Étant donné cette situation, il pourrait
sembler au premier abord que la perspective sur la base de laquelle les
bolcheviques s'étaient lancés dans la lutte pour le pouvoir en 1917 – la
perspective de la révolution socialiste mondiale – avait été invalidée. Alors
que l'Europe stagnait, les forces productives avançaient sous la direction du
capitalisme américain.
Mais le problème de cette évaluation de la
situation est qu'elle ignore l'économie
mondiale, ou, plus exactement, pour autant
qu'elle s'intéresse à l'économie mondiale, elle le fait en tant que somme des
différents éléments nationaux et non, selon les mots de Trotsky, comme « une
puissante réalité indépendante » (au passage, cette erreur fut reproduite
l'année dernière par la multitude d'allégations selon lesquelles le « découplage »

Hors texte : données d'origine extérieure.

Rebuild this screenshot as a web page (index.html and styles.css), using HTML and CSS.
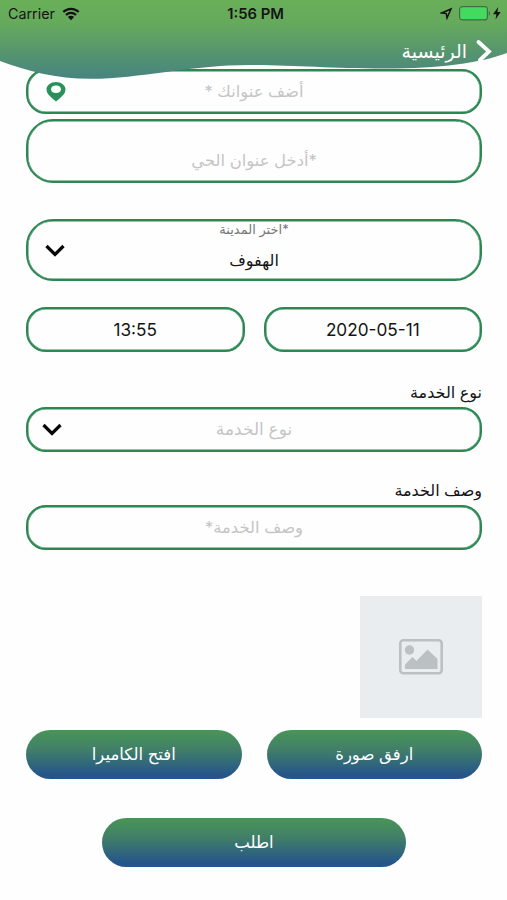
FILE: index.html
```html
<!DOCTYPE html>
<html lang="ar" dir="rtl">
<head>
<meta charset="utf-8">
<title>الرئيسية</title>
<link rel="stylesheet" href="styles.css">
</head>
<body>
<header class="header">
  <svg class="wave" width="507" height="80" viewBox="0 0 507 80" aria-hidden="true">
    <defs><linearGradient id="sky" x1="0" y1="0" x2="0" y2="1"><stop offset="0" stop-color="#69af59"/><stop offset=".28" stop-color="#66aa5c"/><stop offset=".65" stop-color="#57966e"/><stop offset="1" stop-color="#468480"/></linearGradient></defs>
    <path fill="url(#sky)" d="M0 0H507V53C480 63 440 68.500 385 68.500C330 68.500 295 65 250 65C190 65 140 78.800 91 78.800C55 78.800 28 71 0 61Z"/>
  </svg>
  <div class="status" dir="ltr">
    <div class="side">
      <span class="carrier">Carrier</span>
      <svg width="18" height="14" viewBox="0 0 18 14" fill="none" stroke="#111" stroke-width="2.200"><path d="M1.300 5C5.500.700 12.500.700 16.700 5M4 8C6.800 5.200 11.200 5.200 14 8"/><path fill="#111" stroke="none" d="M9 13.200L5.900 10C7.500 8.400 10.500 8.400 12.100 10Z"/></svg>
    </div>
    <span class="clock">1:56 PM</span>
    <div class="side end">
      <svg width="13" height="13" viewBox="0 0 13 13" fill="none" stroke="#111" stroke-width="1.500" stroke-linejoin="miter"><path d="M1.600 6L11 2L7 11L6.300 6.600Z"/></svg>
      <svg class="battery" width="32" height="15" viewBox="0 0 32 15"><rect x=".6" y=".6" width="27.800" height="13.300" rx="3" fill="none" stroke="#3f7044" stroke-width="1.200"/><rect x="1.500" y="1.500" width="26" height="11.500" rx="1.500" fill="#44da60"/><path fill="#3f7044" d="M29.800 5C31.600 5.800 31.600 9 29.800 9.800Z"/></svg>
      <svg width="8" height="13" viewBox="0 0 8 13"><path fill="#111" d="M5.200 0L0 7.200H3.400L2.500 12.500L7.700 5H4.400Z"/></svg>
    </div>
  </div>
  <div class="nav">
    <svg width="17" height="24" viewBox="0 0 17 24" fill="none" stroke="#fff" stroke-width="3.800" stroke-linecap="round"><path d="M2.500 3L13 12.500L4 21"/></svg>
    <h1>الرئيسية</h1>
  </div>
</header>
<main class="form">
  <div class="field address">
    <span class="hint">أضف عنوانك *</span>
    <svg class="icon" width="20" height="20" viewBox="0 0 20 20"><path fill="#2b915b" fill-rule="evenodd" d="M10 0C4.800 0 .500 3.200.500 7.500C.500 11.800 5 15.500 10 19.500C15 15.500 19.500 11.800 19.500 7.500C19.500 3.200 15.200 0 10 0ZM10 3.500C13 3.500 15 5.100 15 7.200S13 11 10 11S5 9.300 5 7.200S7 3.500 10 3.500Z"/></svg>
  </div>
  <div class="field district"><span class="hint">*أدخل عنوان الحي</span></div>
  <div class="field city">
    <span class="caption">*اختر المدينة</span>
    <span class="value">الهفوف</span>
    <svg class="icon" width="20" height="14" viewBox="0 0 20 14" fill="none" stroke="#080808" stroke-width="3.200"><path d="M1.500 2L10 10.500L18.500 2"/></svg>
  </div>
  <div class="pair times">
    <div class="field number">2020-05-11</div>
    <div class="field number">13:55</div>
  </div>
  <label class="label">نوع الخدمة</label>
  <div class="field service">
    <span class="hint">نوع الخدمة</span>
    <svg class="icon" width="20" height="14" viewBox="0 0 20 14" fill="none" stroke="#080808" stroke-width="3.200"><path d="M1.500 2L10 10.500L18.500 2"/></svg>
  </div>
  <label class="label second">وصف الخدمة</label>
  <div class="field"><span class="hint">وصف الخدمة*</span></div>
  <div class="photo">
    <svg width="44" height="36" viewBox="0 0 44 36"><rect x="1.300" y="1.300" width="41.400" height="33" rx="3" fill="none" stroke="#bbc0c3" stroke-width="2.600"/><circle cx="10.500" cy="11" r="4.700" fill="#bbc0c3"/><path fill="#bbc0c3" d="M6 30V25.500L13.500 18L17.500 22L28.500 10.500L38.500 20V30Z"/></svg>
  </div>
  <div class="pair actions">
    <button class="button">ارفق صورة</button>
    <button class="button">افتح الكاميرا</button>
  </div>
  <button class="button submit">اطلب</button>
</main>
</body>
</html>
```
FILE: styles.css
```css
* { box-sizing: border-box; }
body {
  margin: 0;
  width: 507px;
  height: 900px;
  overflow: hidden;
  background: #fefefe;
  color: #151515;
  font-family: Inter, "DejaVu Sans", sans-serif;
  font-size: 16px;
}
svg { display: block; flex: none; }
.header { position: relative; z-index: 1; height: 69px; }
.wave { position: absolute; top: 0; left: 0; }
.status {
  position: relative;
  display: grid;
  grid-template-columns: 1fr auto 1fr;
  height: 27px;
  padding: 0 6px 0 8px;
  align-items: center;
  font-size: 14.300px;
}
.side { display: flex; align-items: center; gap: 7px; }
.end { justify-content: flex-end; gap: 6px; }
.battery { margin-right: -4px; }
.clock { padding-left: 2px; font-size: 14.800px; font-weight: 600; }
.nav {
  position: relative;
  display: flex;
  align-items: center;
  height: 24px;
  margin-top: 12px;
  padding-right: 14px;
  gap: 9px;
  color: #fff;
}
h1 { margin: 2px 0 0; font-size: 19px; font-weight: 400; line-height: 24px; }
.form { padding: 0 25px 0 26px; }
.field {
  position: relative;
  display: flex;
  align-items: center;
  justify-content: center;
  height: 45px;
  padding-bottom: 2px;
  border: 2px solid #2c8753;
  border-radius: 20px;
  box-shadow: inset 0 0 0 .5px #2c8753;
}
.icon { position: absolute; left: 17px; }
.address .icon { top: 11px; left: 18px; }
.service .icon { top: 14px; left: 14px; }
.hint { color: #c5c5c5; font-size: 16.400px; }
.district { height: 64px; margin-top: 5px; padding-top: 20px; border-radius: 27px; }
.city {
  flex-direction: column;
  justify-content: flex-start;
  height: 62px;
  margin-top: 36px;
  border-radius: 27px;
}
.city .icon { top: 23px; }
.caption { color: #777; font-size: 13px; line-height: 16px; }
.value { margin-top: 11px; line-height: 24px; }
.pair { display: grid; grid-template-columns: 1fr 1fr; }
.times { gap: 19px; margin-top: 26px; }
.number { padding: 0; font-size: 17.200px; }
.label { display: block; height: 30px; margin-top: 25px; line-height: 30px; font-size: 16px; }
.second { margin-top: 23px; }
.service .hint { font-size: 17px; }
.photo {
  display: flex;
  align-items: center;
  justify-content: center;
  width: 122px;
  height: 122px;
  margin-top: 46px;
  background: #e9edf0;
}
.actions { gap: 25px; margin-top: 12px; }
.button {
  display: block;
  height: 49px;
  padding: 0 0 2px;
  border: 0;
  border-radius: 25px;
  background: linear-gradient(#489557, #417f68 40%, #265689 90%);
  color: #fff;
  font: inherit;
  font-size: 16.500px;
}
.submit { width: 304px; margin: 39px auto 0; }
```
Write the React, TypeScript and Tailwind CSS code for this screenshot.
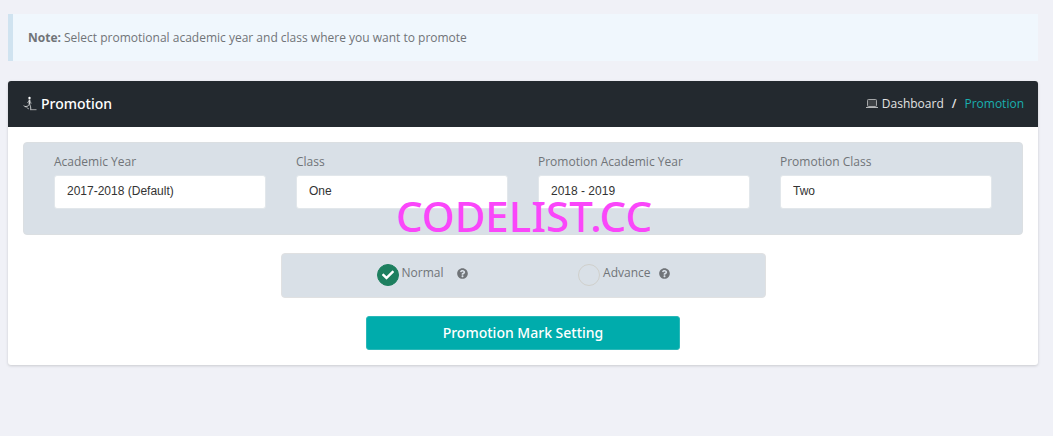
import { useState } from "react";
import { FaCheck, FaQuestionCircle } from "react-icons/fa";

const fields = [
  { id: "academic-year", label: "Academic Year", options: ["2017-2018 (Default)"] },
  { id: "class", label: "Class", options: ["One"] },
  { id: "promotion-academic-year", label: "Promotion Academic Year", options: ["2018 - 2019"] },
  { id: "promotion-class", label: "Promotion Class", options: ["Two"] },
];

const modes = [
  { id: "normal", label: "Normal", gap: "gap-3.5" },
  { id: "advance", label: "Advance", gap: "gap-2" },
];

function PromotionIcon() {
  return (
    <svg className="h-4 w-3.5 shrink-0 text-[#d5d7d8]" viewBox="0 0 14 16" fill="none" stroke="currentColor" aria-hidden="true">
      <circle cx="6.5" cy="2" r="1.2" fill="#fff" stroke="none" />
      <path d="M6.5 3.5v5" strokeWidth="1.7" />
      <path d="M6 4.8 4.3 7M7 5.3 8.4 7.5" strokeWidth="0.6" />
      <path d="M6 8.5 4.6 10.3 1.8 10.6M6.8 8.5 7.6 10.8l.2 2.7" strokeWidth="0.9" />
      <path d="M.5 9.6 3 11M3.5 11.5 6 13M7 13.7h6.5" strokeWidth="0.7" />
    </svg>
  );
}

function LaptopIcon() {
  return (
    <svg className="h-3 w-3 shrink-0" viewBox="0 0 12 12" fill="none" stroke="currentColor" aria-hidden="true">
      <rect x="1.5" y="1.5" width="9" height="7" rx="0.8" fill="#3d4145" stroke="#a5a7a9" />
      <path d="M0 9.5h12" stroke="#b5b7b9" />
    </svg>
  );
}

export default function App() {
  const [mode, setMode] = useState("normal");

  return (
    <div className="min-h-screen bg-[#f0f1f7] pt-3.5 pr-[15px] pl-2 font-['Open_Sans',sans-serif] text-xs text-[#707478]">
      <div className="border-l-5 border-[#d0e3f0] bg-[#f0f7fd] p-[15px] leading-[17px]">
        <strong className="font-bold">Note:</strong> Select promotional academic year and class where you want to promote
      </div>

      <main className="relative mt-5 rounded-[3px] bg-white shadow-[0_1px_3px_rgba(0,0,0,0.16)]">
        <header className="flex h-[46px] items-center justify-between rounded-t-[3px] bg-[#23292f] pr-3.5 pl-[15px]">
          <h1 className="flex items-center gap-1 font-['Noto_Sans',sans-serif] text-sm font-medium text-white">
            <PromotionIcon />
            Promotion
          </h1>
          <nav aria-label="Breadcrumb">
            <ol className="flex items-center text-[#e2e2e2]">
              <li>
                <a href="#dashboard" className="flex items-center gap-1">
                  <LaptopIcon />
                  Dashboard
                </a>
              </li>
              <li className="px-2 font-semibold" aria-hidden="true">/</li>
              <li className="text-[#1aafaf]" aria-current="page">Promotion</li>
            </ol>
          </nav>
        </header>

        <form className="flex flex-col items-center p-[15px]" onSubmit={(e) => e.preventDefault()}>
          <div className="grid w-full grid-cols-4 gap-[30px] rounded border border-[#dbdfe2] bg-[#d9e0e7] px-[30px] pt-2.5 pb-[25px]">
            {fields.map((field) => (
              <div key={field.id}>
                <label htmlFor={field.id} className="mb-1 block leading-[18px]">
                  {field.label}
                </label>
                <select
                  id={field.id}
                  className="block h-[34px] w-full appearance-none rounded-[3px] border border-[#e2e7eb] bg-white px-3 pb-0.5 font-['Liberation_Sans',Arial,sans-serif] text-xs text-[#333]"
                >
                  {field.options.map((option) => (
                    <option key={option}>{option}</option>
                  ))}
                </select>
              </div>
            ))}
          </div>

          <div
            role="radiogroup"
            aria-label="Promotion type"
            className="mt-[18px] flex w-[48.5%] justify-between rounded border border-[#e0e1e2] bg-[#d9e0e7] px-[95px] pt-2.5 pb-[11px]"
          >
            {modes.map(({ id, label, gap }) => (
              <div key={id} className={`flex items-start ${gap}`}>
                <label htmlFor={id} className="flex cursor-pointer items-start gap-[3px] leading-[18px]">
                  <span className="grid size-[22px] place-items-center">
                    <input
                      id={id}
                      type="radio"
                      name="mode"
                      checked={mode === id}
                      onChange={() => setMode(id)}
                      className="col-start-1 row-start-1 size-[22px] appearance-none rounded-full border border-[#d0d0cc] checked:border-[#1d7f5f] checked:bg-[#1d7f5f]"
                    />
                    {mode === id && (
                      <FaCheck className="pointer-events-none col-start-1 row-start-1 size-3 text-white" />
                    )}
                  </span>
                  {label}
                </label>
                <FaQuestionCircle className="mt-1 size-[11px]" aria-hidden="true" />
              </div>
            ))}
          </div>

          <button
            type="submit"
            className="mt-[18px] h-[34px] w-[31.4%] rounded-[3px] border border-[#2ab8b8] bg-[#00acac] font-['Noto_Sans',sans-serif] text-sm font-medium text-white"
          >
            Promotion Mark Setting
          </button>
        </form>

        <div className="pointer-events-none absolute inset-x-0 top-[106px] pl-0.5 text-center font-['Noto_Sans',sans-serif] text-[42px] leading-[58px] font-medium text-[#fa46fa]">
          CODELIST.CC
        </div>
      </main>
    </div>
  );
}
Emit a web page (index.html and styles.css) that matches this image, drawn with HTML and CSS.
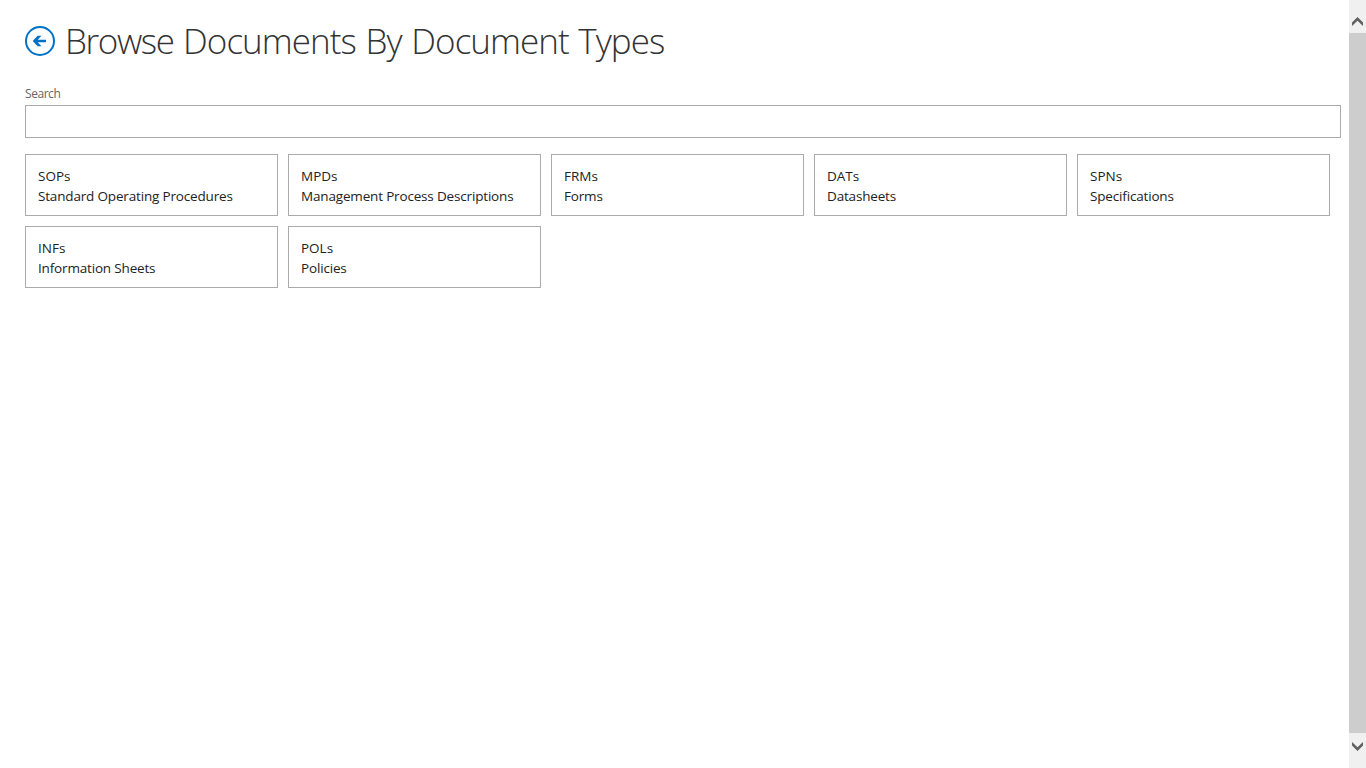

de l'économie mondiale permettrait en quelque sorte au reste du monde
d'échapper aux conséquences de la crise financière mondiale qui éclatait aux
États-Unis).
Considérée dans une perspective globale – la
seule correcte – la situation était très différente. Le capitalisme américain
des années 1920 avait incontestablement l'air plus fort et plus stable que
l'européen. De plus, il se développait au détriment de l'Europe. Mais le
capitalisme américain ne se suffisait plus à lui-même. Il avait atteint à la
prééminence mondiale en exploitant son important marché intérieur, lequel
n'était pas entravé par le genre de restrictions qui dominaient le système des
Etats-nations européens.
Mais cette période était alors achevée. Le
capitalisme américain dépendait du marché mondial. C'était la raison
fondamentale de son intervention dans la Première Guerre mondiale, une fois que
la doctrine qui avait prévalu depuis la création des États-Unis – ne pas se
mêler des guerres européennes – eût été abandonnée.
Et c'est aussi pour cette raison que, à la
suite de la guerre, les banques américaines et les autorités financières ont
été impliquées à ce point dans le plan Dawes en 1924, qui tentait de
ressusciter le capitalisme allemand, apportant un débouché au capital
d'investissement américain. L'Europe dépendait incontestablement de l'Amérique,
mais l'Amérique dépendait encore plus de l'Europe.